(Bloomberg View).- En una gira por América Latina la semana pasada, el premier chino Li Keqiang deslumbró a sus anfitriones con acuerdos potencialmente de gran envergadura. Los líderes latinos no deberían permitir, empero, que la fiebre del yuan los ciegue a su necesidad de establecer una relación más equilibrada con China, uno de sus socios económicos más importantes.
El viaje de Li a Brasil, Chile, Colombia y Perú se funda en la visión que planteó el presidente chino Xi Jinping en enero, cuando prometió que la inversión directa china en América Latina alcanzaría US$ 250,000 millones en el próximo decenio, y predijo que el comercio anual bilateral podría ascender a US$ 500,000 millones.
En los últimos 12 meses, las compañías chinas anunciaron un 37% más de acuerdos que los celebrados el año anterior. China ya eclipsó a los Estados Unidos como destino más importante para las exportaciones sudamericanas. Y ahora es el mayor acreedor anual de América Latina.
¿Qué tienen de malo los vínculos más estrechos con una de las economías más dinámicas del mundo? En principio, nada. En la realidad, empero, el patrón de los acuerdos de América Latina con China plantea problemas.
En el último decenio, por ejemplo, China compró una gran cantidad de soja, trigo, mineral de hierro y petróleo, pero no demasiadas exportaciones manufacturadas de la región (menos de 2%, a decir verdad), y las inversiones de China se realizaron mayormente en los sectores extractivos.
O sea que las exportaciones hacia China han producido menos empleos (y menos desarrollo de conocimientos) que las exportaciones a otras regiones. Además, el comercio y la inversión de China se han centrado en productos y proyectos que representan un gran costo ambiental en desforestación, gases de efecto invernadero y uso del agua.
La escala de Li en Brasil se propuso señalar un cambio respecto de este enfoque. Habló de proyectos de infraestructura ambiciosos, inversiones en finanzas e industria, compras de mineral de hierro, operadores, órdenes por aviones Embraer, y de levantar la prohibición china que pesa sobre las importaciones de carne brasileña. Y la presidenta Dilma Rousseff, por ejemplo, tuvo buenas razones para hablar de los acuerdos –por valor de US$ 53,000 millones, dijo su administración- dado que enfrenta una economía estancada, un escándalo político y un desastre fiscal.
Solo palabras.
Pero gran parte de todo esto fueron sólo palabras. En primer lugar, los chinos fijaron el total de inversión planificada en Brasil en solo US$ 27,000 millones. Algunos de los acuerdos reestructuran convenios anteriores; otros simplemente son memorandos de entendimiento. Y si la experiencia pasada sirve de guía, más de uno se marchitará en las lianas amazónicas.
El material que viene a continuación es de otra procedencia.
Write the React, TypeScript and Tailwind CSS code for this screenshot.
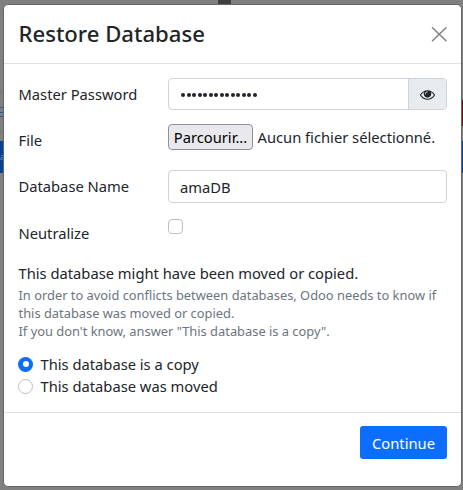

No hay mal que por bien no venga, después de todo. La perspectiva muy publicitada de un ferrocarril desde Brasil hasta Perú –el acuerdo de la semana pasada estableció tener un estudio de factibilidad para 2016- atravesaría algunas de las zonas ecológicamente más sensibles de la región. Y si bien América Latina necesita imperativamente infraestructura, el condicionamiento de los proyectos respecto de la utilización de trabajadores chinos y equipos chinos reduciría su impacto positivo.
Un verdadero peligro es que los gobiernos latinoamericanos necesitados de efectivo realicen acuerdos que luego lamenten. Venezuela es casi adicta a los préstamos chinos a cambio de petróleo, que no sólo permitieron su represión política y su mala gestión económica, sino que también bloquearon una parte significativa de su futura producción petrolífera.
Marginada de los mercados de capital internacionales, una Argentina disfuncional se ha zambullido en la alcancía de China, otorgando a cambio proyectos de infraestructura sin licitación y requisitos de visa menos rigurosos para los trabajadores chinos. Esa influencia económica china creciente está generando más resentimiento local.